Вот тут я, конечно, оплошал, так как следующие минут пять Полевой вещал, что рассказ зачастую написать сложнее, чем повесть или роман.
– В столь небольшом объёме нужно суметь передать атмосферу, конфликт, раскрыть персонаж и удивить финалом, – назидательно, менторским тоном говорил он. – В романе это сделать легко, там ты можешь первые глав десять давать по чуть-чуть детали мира. Это будет выглядеть ненавязчиво и естественно. С рассказом так не выйдет. Нужно десять раз подумать, какие слова подобрать и как построить диалог. Придется выбирать, какую деталь мира показать читателю, чтобы он в него поверил. Как одной фразой в диалоге показать и настроение, и характер. А ведь там уже и развязка не за горами. Зачастую на написание рассказа у писателя уходит больше времени, чем на создание романа.

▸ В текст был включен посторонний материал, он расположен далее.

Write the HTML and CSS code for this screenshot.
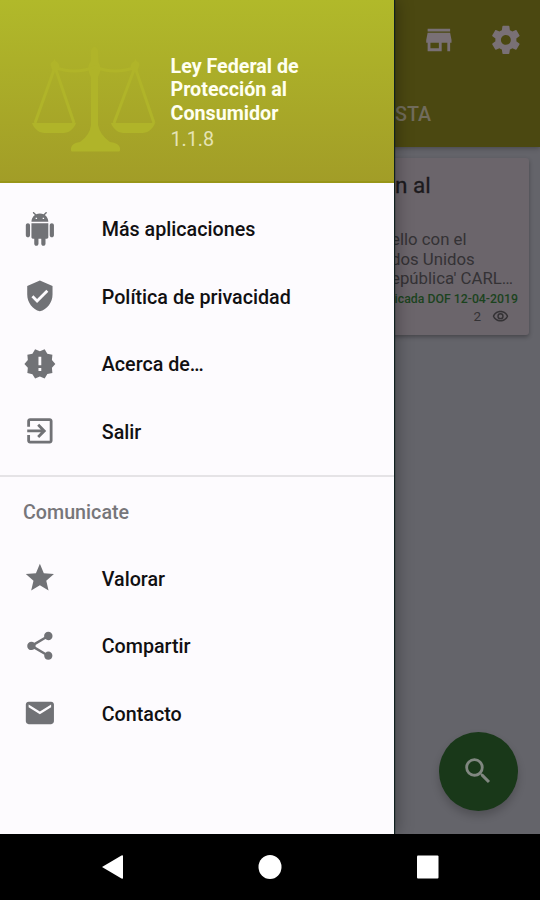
FILE: index.html
```
<!DOCTYPE html>
<html lang="es">
<head>
<meta charset="utf-8">
<title>Ley Federal de Protección al Consumidor</title>
<link rel="stylesheet" href="styles.css">
</head>
<body>
<div class="phone">
  <main class="screen">
    <header class="appbar">
      <div class="actions">
        <svg class="icon" viewBox="0 0 24 24"><path d="M20 4H4v2h16V4zm1 10v-2l-1-5H4l-1 5v2h1v6h10v-6h4v6h2v-6h1zm-9 4H6v-4h6v4z"/></svg>
        <svg class="icon" viewBox="0 0 24 24"><path d="M19.430 12.980c.04-.32.07-.64.07-.98s-.03-.66-.07-.98l2.110-1.650c.19-.15.24-.42.12-.64l-2-3.460c-.12-.22-.39-.3-.61-.22l-2.490 1c-.52-.4-1.080-.73-1.690-.98l-.38-2.650C14.460 2.180 14.250 2 14 2h-4c-.25 0-.46.18-.49.42l-.38 2.650c-.61.25-1.170.59-1.690.98l-2.490-1c-.23-.09-.49 0-.61.22l-2 3.460c-.13.22-.07.49.12.64l2.110 1.650c-.04.32-.07.65-.07.98s.03.66.07.98l-2.110 1.650c-.19.15-.24.42-.12.64l2 3.460c.12.22.39.3.61.22l2.490-1c.52.4 1.080.73 1.690.98l.38 2.650c.03.24.24.42.49.42h4c.25 0 .46-.18.49-.42l.38-2.650c.61-.25 1.170-.59 1.690-.98l2.490 1c.23.09.49 0 .61-.22l2-3.460c.12-.22.07-.49-.12-.64l-2.110-1.650zM12 15.500c-1.930 0-3.500-1.570-3.500-3.500s1.570-3.500 3.500-3.500 3.500 1.570 3.500 3.500-1.570 3.500-3.500 3.500z"/></svg>
      </div>
      <div class="tab">STA</div>
    </header>
    <article class="card">
      <h2 class="card-title">n al</h2>
      <p class="card-text">ello con el<br>dos Unidos<br>epública' CARL…</p>
      <p class="card-date">icada DOF 12-04-2019</p>
      <div class="card-views"><span>2</span>
        <svg viewBox="0 0 24 24"><path d="M12 6c3.800 0 7.200 2.100 8.800 5.500-1.600 3.400-5 5.500-8.800 5.500s-7.200-2.100-8.800-5.500C4.800 8.100 8.200 6 12 6m0-2C7 4 2.700 7.100 1 11.500 2.700 15.900 7 19 12 19s9.300-3.100 11-7.500C21.300 7.100 17 4 12 4zm0 5a2.500 2.500 0 1 1 0 5 2.500 2.500 0 0 1 0-5m0-2a4.500 4.500 0 1 0 0 9 4.500 4.500 0 0 0 0-9z"/></svg>
      </div>
    </article>
    <div class="fab">
      <svg viewBox="0 0 24 24"><path d="M15.500 14h-.79l-.28-.27A6.471 6.471 0 0 0 16 9.500 6.500 6.500 0 1 0 9.500 16c1.610 0 3.090-.59 4.230-1.570l.27.28v.79l5 4.990L20.490 19l-4.990-5zm-6 0C7.010 14 5 11.990 5 9.500S7.010 5 9.500 5 14 7.010 14 9.500 11.990 14 9.500 14z"/></svg>
    </div>
    <aside class="drawer">
      <div class="drawer-head">
        <svg class="scales" viewBox="0 0 126 108">
          <path d="M59 4q3.500-7 7 0l.5 12q3 5 1.500 10-1 3-2 5v48q2 10 12 17 9 1 10 6v2.500q0 1-1 1H40q-1 0-1-1V102q1-5 9-6 10-7 11-17V31q-4-6-2-13 2-2 2-4z"/>
          <path class="line" d="M22 21q20 8 41 0 20 8 41 0M23 21 3 77M23 21 42 77M103 21 82 77M103 21 122 77"/>
          <path d="M18.500 19q0-3 3-4 1-4 2 0 4 2 4 6-3 4-7 4zM107.500 19q0-3-3-4-1-4-2 0-4 2-4 6 3 4 7 4z"/>
          <path d="M0 77h44q-1 4-6 8-3 2-9 2H15q-6 0-9-2-5-4-6-8zM79 77h44q-1 4-6 8-3 2-9 2H94q-6 0-9-2-5-4-6-8z"/>
        </svg>
        <div class="titles">
          <div class="app-name">Ley Federal de<br>Protección al<br>Consumidor</div>
          <div class="version">1.1.8</div>
        </div>
      </div>
      <nav class="menu">
        <div class="row"><svg class="icon" viewBox="0 0 24 24"><path d="M6 18c0 .55.45 1 1 1h1v3.500c0 .83.67 1.500 1.500 1.500s1.500-.67 1.500-1.500V19h2v3.500c0 .83.67 1.500 1.500 1.500s1.500-.67 1.500-1.500V19h1c.55 0 1-.45 1-1V8H6v10zM3.500 8C2.670 8 2 8.670 2 9.500v7c0 .83.67 1.500 1.500 1.500S5 17.330 5 16.500v-7C5 8.670 4.330 8 3.500 8zm17 0c-.83 0-1.500.67-1.500 1.500v7c0 .83.67 1.500 1.500 1.500s1.500-.67 1.500-1.500v-7c0-.83-.67-1.500-1.500-1.500zm-4.970-5.840l1.300-1.300c.2-.2.2-.51 0-.71-.2-.2-.51-.2-.71 0l-1.480 1.480C13.850 1.230 12.950 1 12 1c-.96 0-1.860.23-2.660.63L7.850.15c-.2-.2-.51-.2-.71 0-.2.2-.2.51 0 .71l1.310 1.310C6.970 3.260 6 5.010 6 7h12c0-1.990-.97-3.750-2.470-4.840zM10 5H9V4h1v1zm5 0h-1V4h1v1z"/></svg><span>Más aplicaciones</span></div>
        <div class="row"><svg class="icon" viewBox="0 0 24 24"><path d="M12 1L3 5v6c0 5.550 3.840 10.740 9 12 5.160-1.260 9-6.450 9-12V5l-9-4zm-2 16l-4-4 1.410-1.410L10 14.170l6.590-6.590L18 9l-8 8z"/></svg><span>Política de privacidad</span></div>
        <div class="row"><svg class="icon" viewBox="0 0 24 24"><path d="M23 12l-2.440-2.780.34-3.680-3.610-.82-1.890-3.180L12 3 8.600 1.540 6.710 4.720l-3.610.81.34 3.680L1 12l2.440 2.780-.34 3.690 3.610.82 1.890 3.180L12 21l3.400 1.460 1.890-3.180 3.610-.82-.34-3.680L23 12zm-10 5h-2v-2h2v2zm0-4h-2V7h2v6z"/></svg><span>Acerca de…</span></div>
        <div class="row"><svg class="icon" viewBox="0 0 24 24"><path d="M10.090 15.590L11.500 17l5-5-5-5-1.410 1.410L12.670 11H3v2h9.670l-2.580 2.590zM19 3H5c-1.110 0-2 .9-2 2v4h2V5h14v14H5v-4H3v4c0 1.100.89 2 2 2h14c1.100 0 2-.9 2-2V5c0-1.100-.9-2-2-2z"/></svg><span>Salir</span></div>
      </nav>
      <nav class="menu second">
        <div class="subhead">Comunicate</div>
        <div class="row"><svg class="icon" viewBox="0 0 24 24"><path d="M12 17.270L18.180 21l-1.640-7.030L22 9.240l-7.190-.61L12 2 9.190 8.630 2 9.240l5.460 4.730L5.820 21z"/></svg><span>Valorar</span></div>
        <div class="row"><svg class="icon" viewBox="0 0 24 24"><path d="M18 16.080c-.76 0-1.440.3-1.960.77L8.910 12.700c.05-.23.09-.46.09-.7s-.04-.47-.09-.7l7.050-4.110c.54.5 1.250.81 2.040.81 1.660 0 3-1.340 3-3s-1.340-3-3-3-3 1.340-3 3c0 .24.04.47.09.7L8.040 9.810C7.500 9.310 6.790 9 6 9c-1.660 0-3 1.340-3 3s1.340 3 3 3c.79 0 1.500-.31 2.040-.81l7.120 4.160c-.05.21-.08.43-.08.65 0 1.610 1.310 2.920 2.920 2.920s2.920-1.310 2.920-2.920-1.310-2.920-2.920-2.920z"/></svg><span>Compartir</span></div>
        <div class="row"><svg class="icon" viewBox="0 0 24 24"><path d="M20 4H4c-1.100 0-1.990.9-1.990 2L2 18c0 1.100.9 2 2 2h16c1.100 0 2-.9 2-2V6c0-1.100-.9-2-2-2zm0 4l-8 5-8-5V6l8 5 8-5v2z"/></svg><span>Contacto</span></div>
      </nav>
    </aside>
  </main>
  <footer class="navbar">
    <svg viewBox="0 0 24 26"><path d="M2 13 21.500 1.500q1.500-.5 1.500 .5v22q0 1-1.500 .5z"/></svg>
    <svg viewBox="0 0 24 26"><ellipse cx="12" cy="13" rx="11.500" ry="12"/></svg>
    <svg viewBox="0 0 24 26"><rect x="1" y="1.500" width="21.500" height="23" rx="1"/></svg>
  </footer>
</div>
</body>
</html>
```
FILE: styles.css
```
* { box-sizing: border-box; margin: 0; padding: 0; }
body { font-family: Roboto, "Liberation Sans", sans-serif; background: #000; }
svg { display: block; fill: currentColor; }
.phone { width: 540px; height: 900px; display: flex; flex-direction: column; overflow: hidden; }
.screen { position: relative; flex: 1; background: #64646a; overflow: hidden; }
.icon { width: 33.750px; height: 33.750px; flex: none; }

.appbar { height: 147px; background: #4b4811; color: #797075; padding: 23px 17px 0 394px; box-shadow: 0 1px 5px rgba(0,0,0,.3); }
.actions { display: flex; justify-content: flex-end; gap: 33.500px; }
.tab { margin-top: 46px; padding-left: 1px; font-size: 19.700px; line-height: 24px; font-weight: 500; color: #716c5c; }

.card { margin: 11px 11px 0; height: 177px; padding: 13px 11px 0 380px; background: #6b656b; border-radius: 3px; box-shadow: 0 2px 4px rgba(0,0,0,.3); white-space: nowrap; }
.card-title { font-size: 22.500px; line-height: 28px; font-weight: 400; -webkit-text-stroke: .3px #1c1a1d; color: #1c1a1d; padding-left: 4px; }
.card-text { margin-top: 31px; font-size: 16.800px; line-height: 19.500px; color: #343235; }
.card-date { margin-top: 2px; font-size: 12.300px; line-height: 17px; font-weight: 500; color: #1b431e; display: flex; justify-content: flex-end; }
.card-views { display: flex; justify-content: flex-end; align-items: center; gap: 11px; padding-right: 9px; font-size: 13.500px; line-height: 16px; color: #343235; }
.card-views svg { width: 17px; height: 17px; }

.fab { position: absolute; right: 22px; bottom: 23px; width: 79px; height: 79px; border-radius: 50%; background: #193819; color: #808780; display: grid; place-items: center; box-shadow: 0 5px 8px rgba(0,0,0,.2); }
.fab svg { width: 34px; height: 34px; margin: -2px 0 0 -2px; }

.drawer { position: absolute; left: 0; top: 0; bottom: 0; width: 394px; background: #fdfbfe; box-shadow: 1px 0 1px #102020, 2px 0 16px rgba(0,0,0,.35); }
.drawer-head { height: 183px; display: flex; background: linear-gradient(#b1b92a, #a29d27); border-bottom: 2px solid #989619; }
.scales { width: 126px; height: 108px; margin: 46px 0 0 32px; fill: #b0b429; }
.scales .line { fill: none; stroke: #b0b429; stroke-width: 3; }
.titles { margin: 55px 0 0 12.500px; }
.app-name { font-size: 19.700px; line-height: 23.400px; font-weight: 700; color: #fffff0; }
.version { font-size: 19.700px; line-height: 25px; margin-top: 2px; color: #e5e3b5; }
.menu { padding-top: 12px; color: #717276; }
.row { height: 67.500px; display: flex; align-items: center; gap: 45px; padding-left: 23px; font-size: 19.700px; font-weight: 500; }
.row span { color: #111012; padding-top: 2px; }
.second { margin-top: 10px; padding-top: 0; border-top: 2px solid #e5e3e6; }
.subhead { height: 67.500px; line-height: 71px; padding-left: 23px; font-size: 19.700px; font-weight: 500; color: #77767a; }

.navbar { height: 66px; background: #000; color: #fff; display: flex; justify-content: center; gap: 134px; padding-top: 20px; }
.navbar svg { width: 24px; height: 26px; }
```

– Полностью согласен, Борис Николаевич, – капитулировал я. – Однако всё же готов рискнуть принять участие в литературном конкурсе. Каковы условия?
– Условия будут опубликованы в ближайшем номере журнала, я навскидку подробностей не помню. Жюри в конце года подведёт итоги, будут определены три победителя. Автор лучшего рассказа получит путёвку в Болгарию, второе место – два билета на церемонию открытия Олимпийских Игр, третье место – годовая подписка на наш журнал. Только учти – участвовать в конкурсе будешь на общих основаниях.
– Само собой, не думаете же вы, что я понадеюсь на наше с вами знакомство… И кстати, Борис Николаевич, всё же обратите внимание на своё здоровье. С сердцем не шутят. У нас дальний родственник тоже всё за сердце хватался, а потом раз – и его труп нашли через три дня после смерти в квартире. Обширный инфаркт.
Не знаю, прислушается ли Полевой к моему совету, если он даже врачей игнорит, но хорошо бы ему в самом деле заняться своим здоровьем. Насколько помню, Полевой уйдёт из жизни в 81 году, всего два года ещё отмерила ему судьба. Точную причину смерти не знаю, но подозреваю, что виной тому всё же будет сердце. Да что говорить, должность у него ответственная и нервная, но не уходит на покой, не хочет бросать практически своё детище, коим считает журнал «Юность». За столько лет уже, можно сказать, сроднился с ним.
– Где вас высадить? – спрашивает водитель.
– Дом № 11, я не знаю, честно говоря, где он находится.
– Тогда ещё квартал проеду, там поближе будет, высажу на остановке.
Десять минут спустя вхожу в подъезд старого четырёхэтажного дома с обвалившейся штукатуркой. Он как гнилой зуб торчал между старинным, ухоженным особняком и 6-этажной «сталинкой».
Старшую Корн звали Марта Генриховна. Это была высокая, с гордо вскинутым подбородком и прямой спиной пожилая женщина, в жилах которой, похоже, текла кровь потомка аристократической фамилии. В чём я вскоре и убедился, когда хозяйка, приняв рукописи сценариев, не позволила мне сразу откланяться.
– Я как чувствовала, что вы придёте к обеду, и пока не отведаете моего рыбного пирога – я вас никуда не отпущу. У меня сегодня вообще рыбный день, так что на первое – уха по-фински, а на второе – жареная камбала с картофелем-пюре. Руки можете помыть в ванной комнате.
Я как только перешагнул порог этой небольшой, но опрятной и чистенькой квартиры, сразу же уловил запах жареной рыбы, и уже от одного аромата у меня потекли слюнки. Даже про себя решил, что по возвращении в гостиницу закажу в ресторане большую порцию жареной рыбы, но вышло так, что меня угощают на халяву. И эта халява оказалась очень вкусной, Марта Генриховна была если не прирождённым кулинаром, то как минимум в течение жизни сумела отточить мастерство приготовления пищи.